Return all entries word for word, but drop any images.

## Task inputs
start

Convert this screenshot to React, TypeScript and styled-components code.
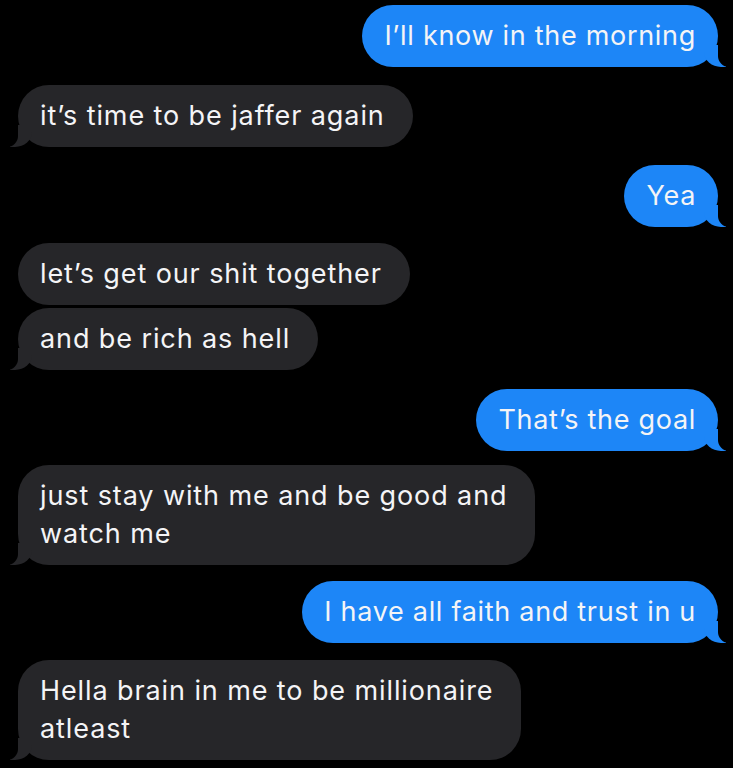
import React from 'react';
import styled, { createGlobalStyle, css } from 'styled-components';

const GlobalStyle = createGlobalStyle`
  html, body {
    margin: 0;
    padding: 0;
    background: #000;
  }
  body {
    font-family: Inter, "Liberation Sans", Arial, sans-serif;
    -webkit-font-smoothing: antialiased;
  }
`;

const Thread = styled.div`
  display: flex;
  flex-direction: column;
  padding: 5px 15px 0 18px;
  height: 768px;
  box-sizing: border-box;
  overflow: hidden;
  background: #000;
`;

type Side = 'me' | 'them';

const Bubble = styled.div<{ $side: Side; $tail: boolean; $gap: number }>`
  position: relative;
  align-self: ${({ $side }) => ($side === 'me' ? 'flex-end' : 'flex-start')};
  box-sizing: border-box;
  margin-top: ${({ $gap }) => $gap}px;
  padding: 12px ${({ $side }) => ($side === 'me' ? '22px' : '28px')} 12px 22px;
  border-radius: 31px;
  font-size: 27px;
  line-height: 38px;
  letter-spacing: ${({ $side }) => ($side === 'me' ? '0.7px' : '0.9px')};
  white-space: nowrap;
  color: #f4f4f6;
  background: ${({ $side }) => ($side === 'me' ? '#1d86f7' : '#262629')};

  ${({ $tail, $side }) =>
    $tail &&
    $side === 'me' &&
    css`
      &::before {
        content: '';
        position: absolute;
        bottom: 0;
        right: -8px;
        width: 22px;
        height: 22px;
        background: #1d86f7;
        border-bottom-left-radius: 17px 15px;
      }
      &::after {
        content: '';
        position: absolute;
        bottom: 0;
        right: -28px;
        width: 28px;
        height: 23px;
        background: #000;
        border-bottom-left-radius: 11px;
      }
    `}

  ${({ $tail, $side }) =>
    $tail &&
    $side === 'them' &&
    css`
      &::before {
        content: '';
        position: absolute;
        bottom: 0;
        left: -8px;
        width: 22px;
        height: 22px;
        background: #262629;
        border-bottom-right-radius: 17px 15px;
      }
      &::after {
        content: '';
        position: absolute;
        bottom: 0;
        left: -28px;
        width: 28px;
        height: 23px;
        background: #000;
        border-bottom-right-radius: 11px;
      }
    `}
`;

const Line = styled.span`
  position: relative;
  z-index: 1;
  display: block;
`;

const messages: { side: Side; lines: string[]; tail: boolean; gap: number }[] = [
  { side: 'me', lines: ['I’ll know in the morning'], tail: true, gap: 0 },
  { side: 'them', lines: ['it’s time to be jaffer again'], tail: true, gap: 18 },
  { side: 'me', lines: ['Yea'], tail: true, gap: 18 },
  { side: 'them', lines: ['let’s get our shit together'], tail: false, gap: 16 },
  { side: 'them', lines: ['and be rich as hell'], tail: true, gap: 3 },
  { side: 'me', lines: ['That’s the goal'], tail: true, gap: 19 },
  { side: 'them', lines: ['just stay with me and be good and', 'watch me'], tail: true, gap: 14 },
  { side: 'me', lines: ['I have all faith and trust in u'], tail: true, gap: 16 },
  { side: 'them', lines: ['Hella brain in me to be millionaire', 'atleast'], tail: true, gap: 17 },
];

const App: React.FC = () => {
  return (
    <>
      <GlobalStyle />
      <Thread>
        {messages.map((m, i) => (
          <Bubble key={i} $side={m.side} $tail={m.tail} $gap={m.gap}>
            {m.lines.map((l, j) => (
              <Line key={j}>{l}</Line>
            ))}
          </Bubble>
        ))}
      </Thread>
    </>
  );
};

export default App;
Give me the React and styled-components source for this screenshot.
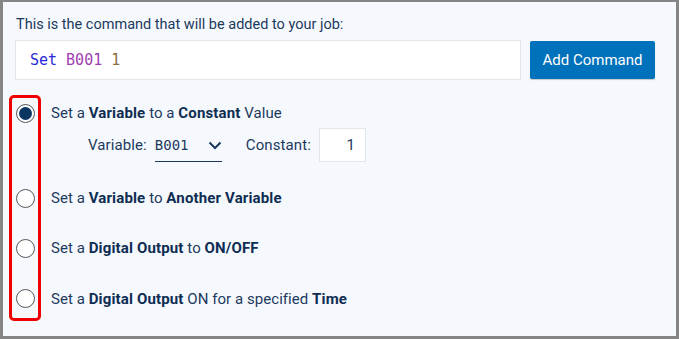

end

## The reply
Convert this screenshot to React, TypeScript and styled-components code.
import React from 'react';
import styled, { createGlobalStyle, css } from 'styled-components';

const GlobalStyle = createGlobalStyle`
  html, body {
    margin: 0;
    padding: 0;
    background: #000;
  }
  body {
    font-family: Inter, "Liberation Sans", Arial, sans-serif;
    -webkit-font-smoothing: antialiased;
  }
`;

const Thread = styled.div`
  display: flex;
  flex-direction: column;
  padding: 5px 15px 0 18px;
  height: 768px;
  box-sizing: border-box;
  overflow: hidden;
  background: #000;
`;

type Side = 'me' | 'them';

const Bubble = styled.div<{ $side: Side; $tail: boolean; $gap: number }>`
  position: relative;
  align-self: ${({ $side }) => ($side === 'me' ? 'flex-end' : 'flex-start')};
  box-sizing: border-box;
  margin-top: ${({ $gap }) => $gap}px;
  padding: 12px ${({ $side }) => ($side === 'me' ? '22px' : '28px')} 12px 22px;
  border-radius: 31px;
  font-size: 27px;
  line-height: 38px;
  letter-spacing: ${({ $side }) => ($side === 'me' ? '0.7px' : '0.9px')};
  white-space: nowrap;
  color: #f4f4f6;
  background: ${({ $side }) => ($side === 'me' ? '#1d86f7' : '#262629')};

  ${({ $tail, $side }) =>
    $tail &&
    $side === 'me' &&
    css`
      &::before {
        content: '';
        position: absolute;
        bottom: 0;
        right: -8px;
        width: 22px;
        height: 22px;
        background: #1d86f7;
        border-bottom-left-radius: 17px 15px;
      }
      &::after {
        content: '';
        position: absolute;
        bottom: 0;
        right: -28px;
        width: 28px;
        height: 23px;
        background: #000;
        border-bottom-left-radius: 11px;
      }
    `}

  ${({ $tail, $side }) =>
    $tail &&
    $side === 'them' &&
    css`
      &::before {
        content: '';
        position: absolute;
        bottom: 0;
        left: -8px;
        width: 22px;
        height: 22px;
        background: #262629;
        border-bottom-right-radius: 17px 15px;
      }
      &::after {
        content: '';
        position: absolute;
        bottom: 0;
        left: -28px;
        width: 28px;
        height: 23px;
        background: #000;
        border-bottom-right-radius: 11px;
      }
    `}
`;

const Line = styled.span`
  position: relative;
  z-index: 1;
  display: block;
`;

const messages: { side: Side; lines: string[]; tail: boolean; gap: number }[] = [
  { side: 'me', lines: ['I’ll know in the morning'], tail: true, gap: 0 },
  { side: 'them', lines: ['it’s time to be jaffer again'], tail: true, gap: 18 },
  { side: 'me', lines: ['Yea'], tail: true, gap: 18 },
  { side: 'them', lines: ['let’s get our shit together'], tail: false, gap: 16 },
  { side: 'them', lines: ['and be rich as hell'], tail: true, gap: 3 },
  { side: 'me', lines: ['That’s the goal'], tail: true, gap: 19 },
  { side: 'them', lines: ['just stay with me and be good and', 'watch me'], tail: true, gap: 14 },
  { side: 'me', lines: ['I have all faith and trust in u'], tail: true, gap: 16 },
  { side: 'them', lines: ['Hella brain in me to be millionaire', 'atleast'], tail: true, gap: 17 },
];

const App: React.FC = () => {
  return (
    <>
      <GlobalStyle />
      <Thread>
        {messages.map((m, i) => (
          <Bubble key={i} $side={m.side} $tail={m.tail} $gap={m.gap}>
            {m.lines.map((l, j) => (
              <Line key={j}>{l}</Line>
            ))}
          </Bubble>
        ))}
      </Thread>
    </>
  );
};

export default App;
Give me the React and styled-components source for this screenshot.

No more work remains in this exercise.